A UCaaS platform is hosted entirely in the cloud by the provider. Your business subscribes to the service, and your employees access it through desktop applications, mobile apps, or web browsers. The underlying technology handles all the complexity of routing calls, managing video sessions, synchronising messages, and maintaining presence status across devices.

Core Components

A typical UCaaS platform includes:

  • Cloud telephony -- a full business phone system with extensions, voicemail, call routing, and auto-attendants, replacing traditional PBX hardware
  • Video conferencing with screen sharing, recording, and virtual backgrounds
  • Team messaging and chat with channels, threads, and file sharing
  • Presence indicators showing who is available, busy, in a meeting, or offline
  • Voicemail-to-email transcription
  • Mobile integration so employees can use the same number and features from their smartphone
  • Integration with productivity tools like calendars, email, and CRM systems

UCaaS vs CCaaS -- What Is the Difference?
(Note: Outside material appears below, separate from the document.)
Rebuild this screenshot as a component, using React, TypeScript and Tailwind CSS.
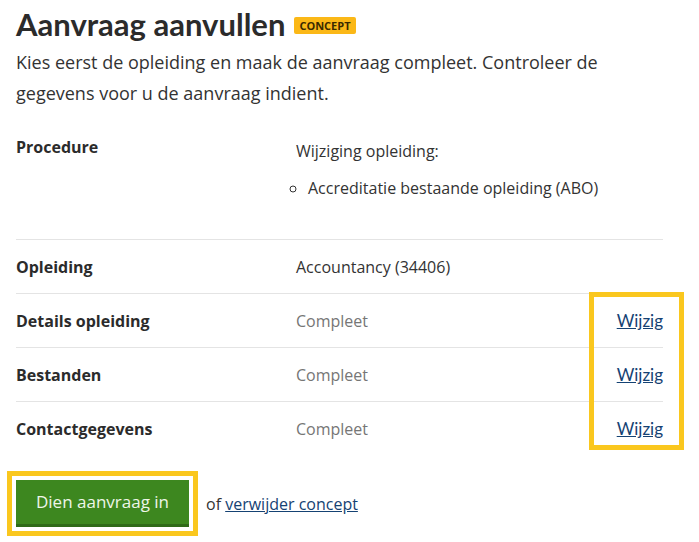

These two acronyms are often confused, and the line between them is blurring, but they serve different primary purposes. CCaaS is designed for customer-facing operations -- contact centres with queues, routing, agent management, and customer interaction tracking. UCaaS is designed for internal business communications -- replacing the office phone system and adding collaboration tools.

Many organisations use both. The contact centre runs on CCaaS for handling customer calls, while the rest of the business uses UCaaS for internal phones, meetings, and messaging. Increasingly, vendors are offering integrated platforms that combine both, recognising that customer-facing and internal communications are not entirely separate worlds.

Why Businesses Choose UCaaS

The traditional office phone system -- a PBX sitting in a server room, connected to desk phones by copper wiring -- is expensive to buy, maintain, and upgrade. It ties your communications to a physical location. When employees work from home, travel, or move between offices, they need a different solution.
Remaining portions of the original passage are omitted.